Since the band's 2003 debut, "Gallowsbird's Bark," the Fiery Furnaces have cultivated a sound that is sometimes quirky, sometimes inaccessible, but always experimental pop: The brother-and-sister duo's songs are upbeat and catchy, but unconventionally so. Eleanor Friedberger delivers stream-of-consciousness vocals almost without melody, while mastermind Matthew Friedberger writes the songs, produces the albums and plays most of the instruments.

With "Rehearsing My Choir," the siblings are joined by their grandmother Olga Sarantos, who adds fantastical stories with her husky vocals. Although this new, nontraditional voice makes the album even less accessible than the Furnaces' earlier work, Sarantos's stories unify "Rehearsing" into a cohesive narrative. The group's music has always had a theatrical feel, and the juxtaposition of Eleanor's rapid-fire soprano and Sarantos's tales of life in Chicago turns their back-and-forth verses into dialogue.
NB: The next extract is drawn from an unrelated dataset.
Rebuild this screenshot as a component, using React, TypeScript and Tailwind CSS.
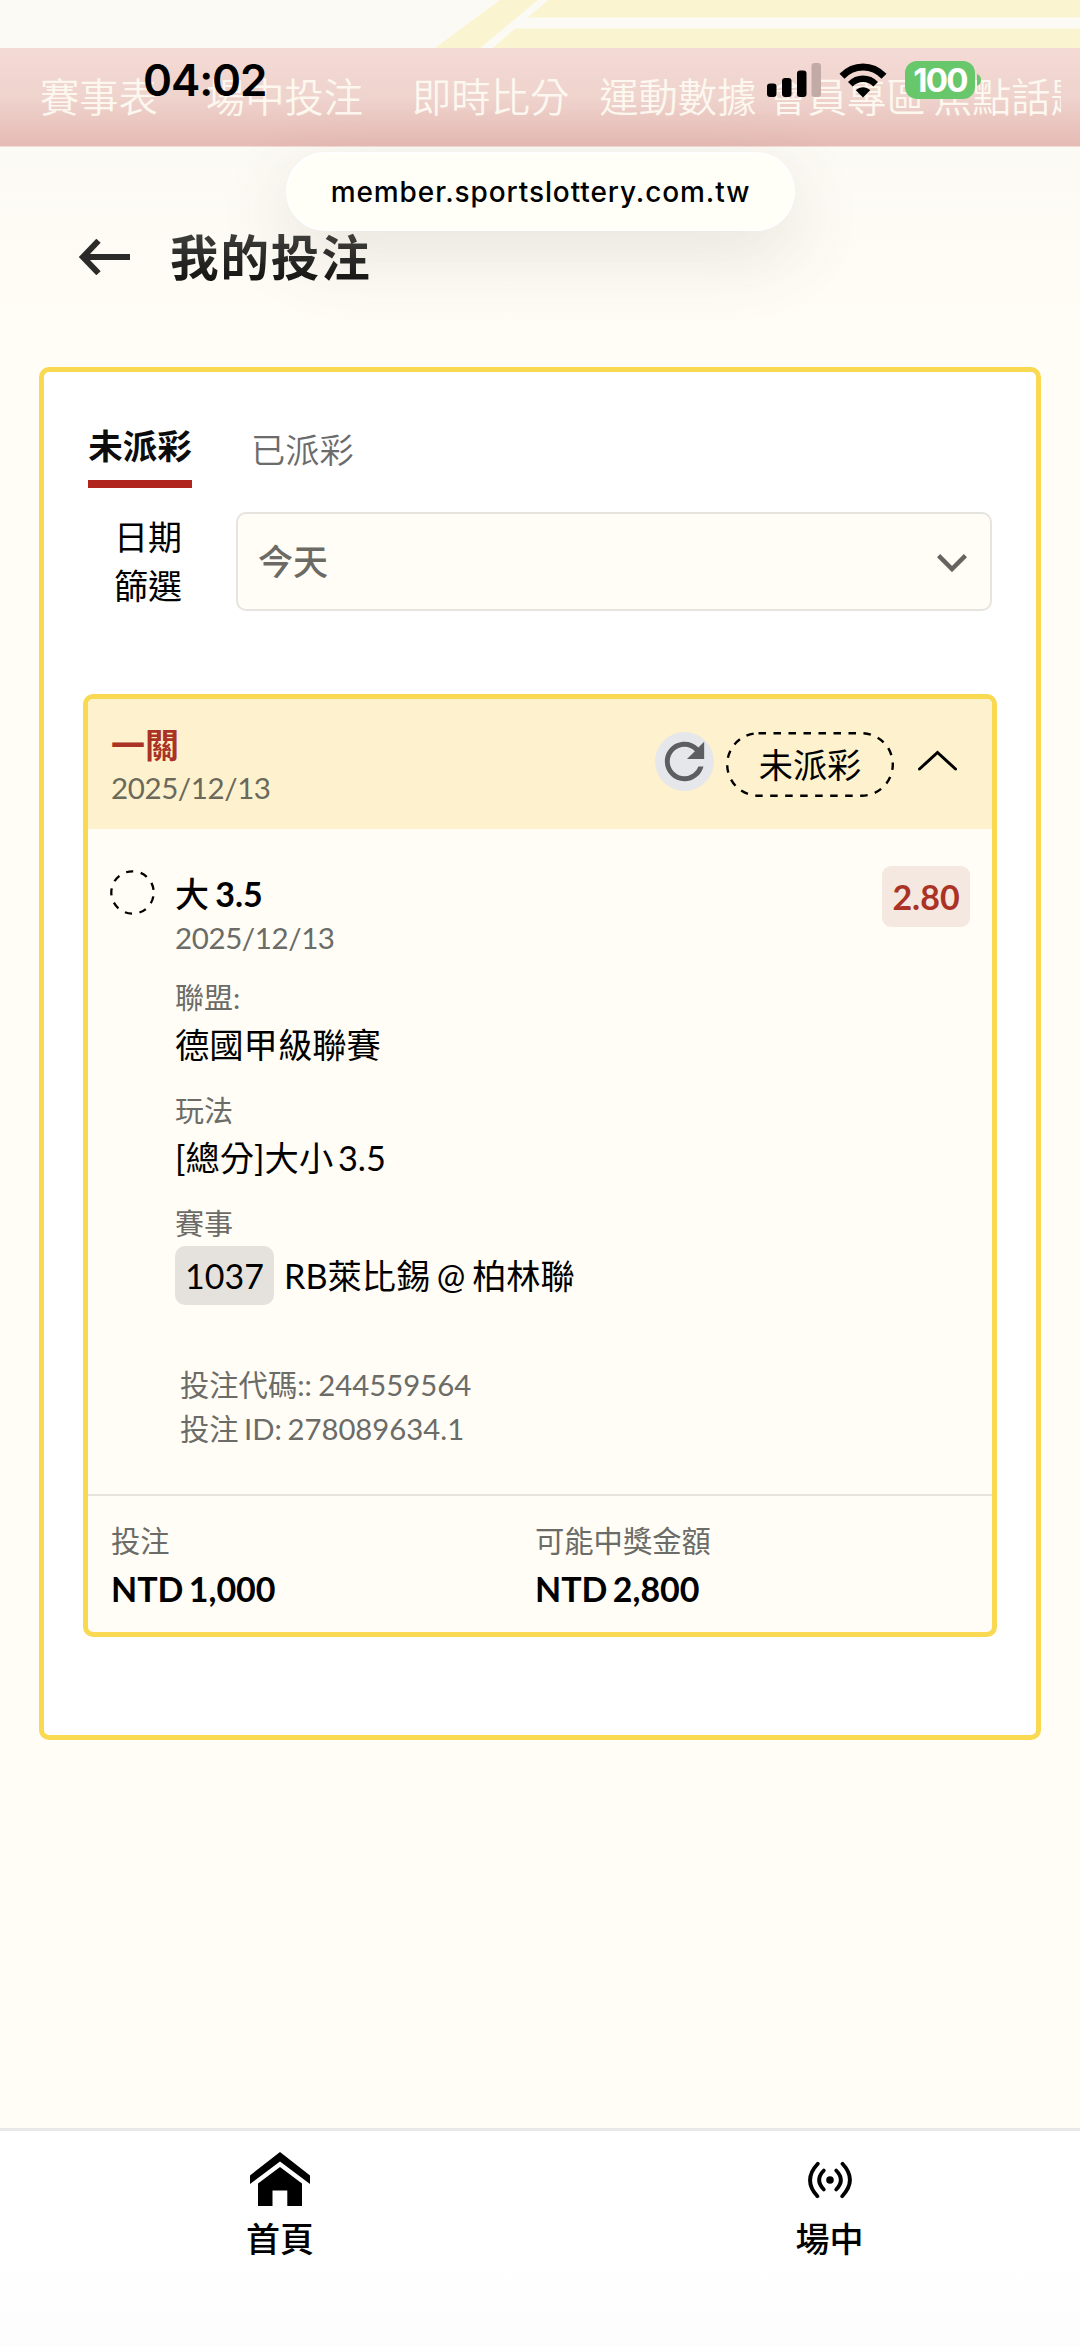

The lengthy "Seven Silver Curses" describes a Gypsy potion to cure a husband's infidelity as Sarantos's reminiscences alternate with Eleanor's urgency as the voice of her grandmother's younger self.

But it would be misleading to describe "Rehearsing" as a sequential play, since the songs are not presented in chronological order. Instead, they jump around on a timeline that stretches back to the 1920s, and at least one song, the bouncy "Wayward Granddaughter," tells the story of completely unrelated characters. While "Rehearsing" is unlikely to have wide appeal -- even among Furnaces fans -- it is a fascinating compilation of a grandmother's stories presented as a jumbled assortment of fact and fiction.